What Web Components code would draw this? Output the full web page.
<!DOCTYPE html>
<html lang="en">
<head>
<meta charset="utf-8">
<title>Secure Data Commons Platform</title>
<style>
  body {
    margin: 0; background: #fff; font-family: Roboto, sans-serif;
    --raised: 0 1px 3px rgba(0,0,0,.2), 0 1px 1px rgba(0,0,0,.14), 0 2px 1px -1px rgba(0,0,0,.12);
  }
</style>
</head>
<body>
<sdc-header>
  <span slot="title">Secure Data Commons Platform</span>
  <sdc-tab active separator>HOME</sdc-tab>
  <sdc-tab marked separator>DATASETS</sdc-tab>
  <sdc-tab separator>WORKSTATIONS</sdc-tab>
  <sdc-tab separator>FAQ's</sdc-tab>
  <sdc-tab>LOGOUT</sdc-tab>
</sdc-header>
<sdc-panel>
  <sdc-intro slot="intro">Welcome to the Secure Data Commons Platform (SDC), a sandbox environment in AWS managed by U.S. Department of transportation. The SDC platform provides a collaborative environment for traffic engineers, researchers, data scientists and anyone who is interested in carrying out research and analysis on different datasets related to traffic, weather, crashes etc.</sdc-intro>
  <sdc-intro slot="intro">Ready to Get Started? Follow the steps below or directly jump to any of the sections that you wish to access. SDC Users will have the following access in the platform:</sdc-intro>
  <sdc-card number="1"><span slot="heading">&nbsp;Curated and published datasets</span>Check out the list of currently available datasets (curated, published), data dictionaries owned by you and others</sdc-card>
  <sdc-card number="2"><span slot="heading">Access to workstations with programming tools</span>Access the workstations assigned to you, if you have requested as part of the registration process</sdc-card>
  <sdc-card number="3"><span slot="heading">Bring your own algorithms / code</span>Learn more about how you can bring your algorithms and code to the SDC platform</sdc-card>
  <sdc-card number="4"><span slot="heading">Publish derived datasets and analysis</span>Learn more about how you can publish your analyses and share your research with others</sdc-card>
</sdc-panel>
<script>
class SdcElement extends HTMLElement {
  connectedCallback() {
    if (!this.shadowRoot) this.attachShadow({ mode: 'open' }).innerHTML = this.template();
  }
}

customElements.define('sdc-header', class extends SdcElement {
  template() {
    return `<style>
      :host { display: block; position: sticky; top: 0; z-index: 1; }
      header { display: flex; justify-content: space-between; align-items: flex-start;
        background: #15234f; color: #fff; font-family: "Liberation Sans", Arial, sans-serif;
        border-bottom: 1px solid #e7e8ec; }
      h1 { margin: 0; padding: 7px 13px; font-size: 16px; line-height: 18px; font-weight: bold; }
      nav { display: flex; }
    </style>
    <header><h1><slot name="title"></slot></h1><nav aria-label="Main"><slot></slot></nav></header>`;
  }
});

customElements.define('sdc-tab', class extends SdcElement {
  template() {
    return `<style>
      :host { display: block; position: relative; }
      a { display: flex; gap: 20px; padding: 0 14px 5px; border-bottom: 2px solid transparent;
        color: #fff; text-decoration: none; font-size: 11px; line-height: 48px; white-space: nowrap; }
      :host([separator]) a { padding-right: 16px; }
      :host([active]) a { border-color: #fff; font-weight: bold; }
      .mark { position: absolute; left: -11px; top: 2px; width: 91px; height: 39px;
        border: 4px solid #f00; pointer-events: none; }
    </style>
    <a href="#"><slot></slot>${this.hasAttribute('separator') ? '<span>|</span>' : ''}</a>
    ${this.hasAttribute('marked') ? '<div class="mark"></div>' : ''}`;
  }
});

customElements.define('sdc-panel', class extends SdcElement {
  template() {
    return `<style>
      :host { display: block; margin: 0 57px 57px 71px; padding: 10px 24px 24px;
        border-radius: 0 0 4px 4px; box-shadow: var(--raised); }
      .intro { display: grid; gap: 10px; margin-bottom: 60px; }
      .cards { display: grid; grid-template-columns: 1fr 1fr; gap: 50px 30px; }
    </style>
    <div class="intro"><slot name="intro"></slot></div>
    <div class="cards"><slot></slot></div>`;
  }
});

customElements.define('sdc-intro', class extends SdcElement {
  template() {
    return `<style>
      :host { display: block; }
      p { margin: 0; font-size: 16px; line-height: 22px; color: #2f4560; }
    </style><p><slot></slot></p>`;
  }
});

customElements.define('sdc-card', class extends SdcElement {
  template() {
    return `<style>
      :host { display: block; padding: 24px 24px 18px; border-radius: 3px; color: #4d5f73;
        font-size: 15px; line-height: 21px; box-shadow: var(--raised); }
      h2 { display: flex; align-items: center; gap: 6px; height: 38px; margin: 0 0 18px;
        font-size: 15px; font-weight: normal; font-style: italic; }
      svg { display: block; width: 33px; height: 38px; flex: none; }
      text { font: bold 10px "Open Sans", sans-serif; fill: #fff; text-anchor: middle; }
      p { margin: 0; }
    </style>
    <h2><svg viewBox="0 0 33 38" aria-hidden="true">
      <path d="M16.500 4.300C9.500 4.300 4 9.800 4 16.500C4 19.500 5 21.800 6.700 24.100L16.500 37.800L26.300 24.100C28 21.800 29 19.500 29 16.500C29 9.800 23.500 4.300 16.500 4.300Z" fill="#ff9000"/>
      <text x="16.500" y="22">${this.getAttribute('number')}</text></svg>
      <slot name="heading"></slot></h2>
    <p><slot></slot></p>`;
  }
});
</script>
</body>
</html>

====

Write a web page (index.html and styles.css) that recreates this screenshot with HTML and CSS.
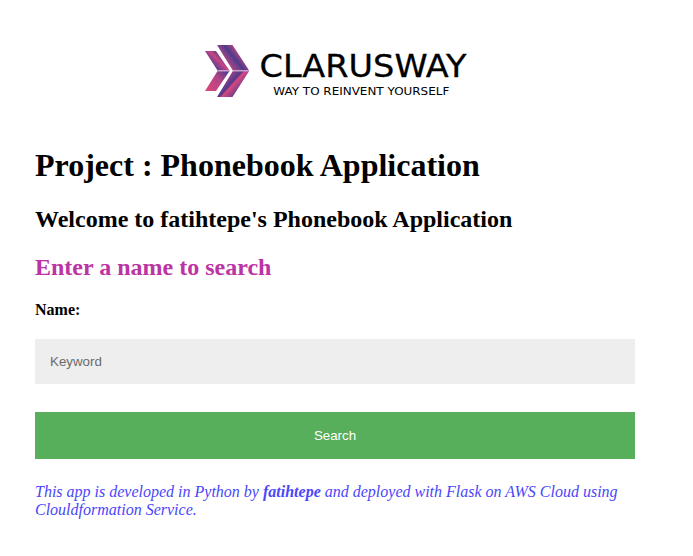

====

From the entries above, copy every line where the word "index" shows up.

• [SOLVED EXERCISE]:
      :host { display: block; position: sticky; top: 0; z-index: 1; }
Write a web page (index.html and styles.css) that recreates this screenshot with HTML and CSS.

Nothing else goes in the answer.